- Aim: List all lines of the data that include the string "full".

- Records for the task:
------------------------
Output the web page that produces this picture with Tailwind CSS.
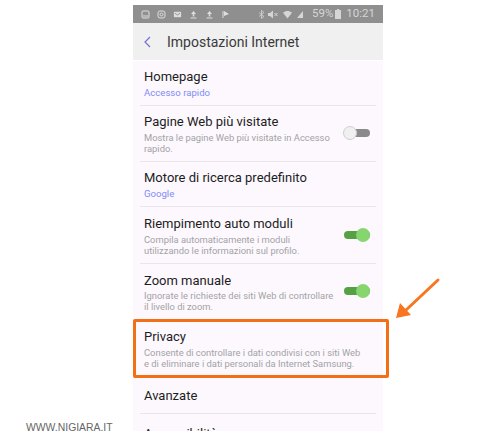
------------------------
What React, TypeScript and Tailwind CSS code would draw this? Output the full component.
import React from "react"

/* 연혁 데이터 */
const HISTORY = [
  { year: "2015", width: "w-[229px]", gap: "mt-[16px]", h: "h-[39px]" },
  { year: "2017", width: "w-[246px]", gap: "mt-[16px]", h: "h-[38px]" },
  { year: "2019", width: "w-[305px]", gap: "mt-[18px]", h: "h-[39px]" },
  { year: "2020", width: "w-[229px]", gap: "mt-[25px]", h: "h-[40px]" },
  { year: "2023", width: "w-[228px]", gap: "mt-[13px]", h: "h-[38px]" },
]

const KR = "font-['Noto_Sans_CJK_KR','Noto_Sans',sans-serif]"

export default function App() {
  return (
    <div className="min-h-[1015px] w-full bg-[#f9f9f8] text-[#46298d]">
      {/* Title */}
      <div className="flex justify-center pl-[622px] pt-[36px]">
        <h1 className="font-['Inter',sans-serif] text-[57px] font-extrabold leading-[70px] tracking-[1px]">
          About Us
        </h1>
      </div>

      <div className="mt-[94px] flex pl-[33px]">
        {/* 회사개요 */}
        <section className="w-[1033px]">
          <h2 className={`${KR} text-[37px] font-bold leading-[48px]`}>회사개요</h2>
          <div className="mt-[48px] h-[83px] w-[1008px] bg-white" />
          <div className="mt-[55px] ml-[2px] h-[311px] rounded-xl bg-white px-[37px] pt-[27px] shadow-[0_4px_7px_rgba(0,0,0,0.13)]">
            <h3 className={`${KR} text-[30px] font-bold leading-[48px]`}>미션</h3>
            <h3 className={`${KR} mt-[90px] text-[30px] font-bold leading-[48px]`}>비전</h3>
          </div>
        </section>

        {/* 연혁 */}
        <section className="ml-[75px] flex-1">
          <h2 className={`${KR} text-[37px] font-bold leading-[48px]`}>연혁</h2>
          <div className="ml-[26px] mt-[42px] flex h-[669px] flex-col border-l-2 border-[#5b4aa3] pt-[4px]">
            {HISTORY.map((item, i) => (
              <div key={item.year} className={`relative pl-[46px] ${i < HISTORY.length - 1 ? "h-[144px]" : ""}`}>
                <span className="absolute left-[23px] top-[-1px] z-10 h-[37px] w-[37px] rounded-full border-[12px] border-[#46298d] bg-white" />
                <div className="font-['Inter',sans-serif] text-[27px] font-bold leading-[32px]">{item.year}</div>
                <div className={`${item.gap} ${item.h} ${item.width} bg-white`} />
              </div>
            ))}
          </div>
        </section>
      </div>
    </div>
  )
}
------------------------
- Final answer:
What React, TypeScript and Tailwind CSS code would draw this? Output the full component.
    <div className="min-h-[1015px] w-full bg-[#f9f9f8] text-[#46298d]">
                <span className="absolute left-[23px] top-[-1px] z-10 h-[37px] w-[37px] rounded-full border-[12px] border-[#46298d] bg-white" />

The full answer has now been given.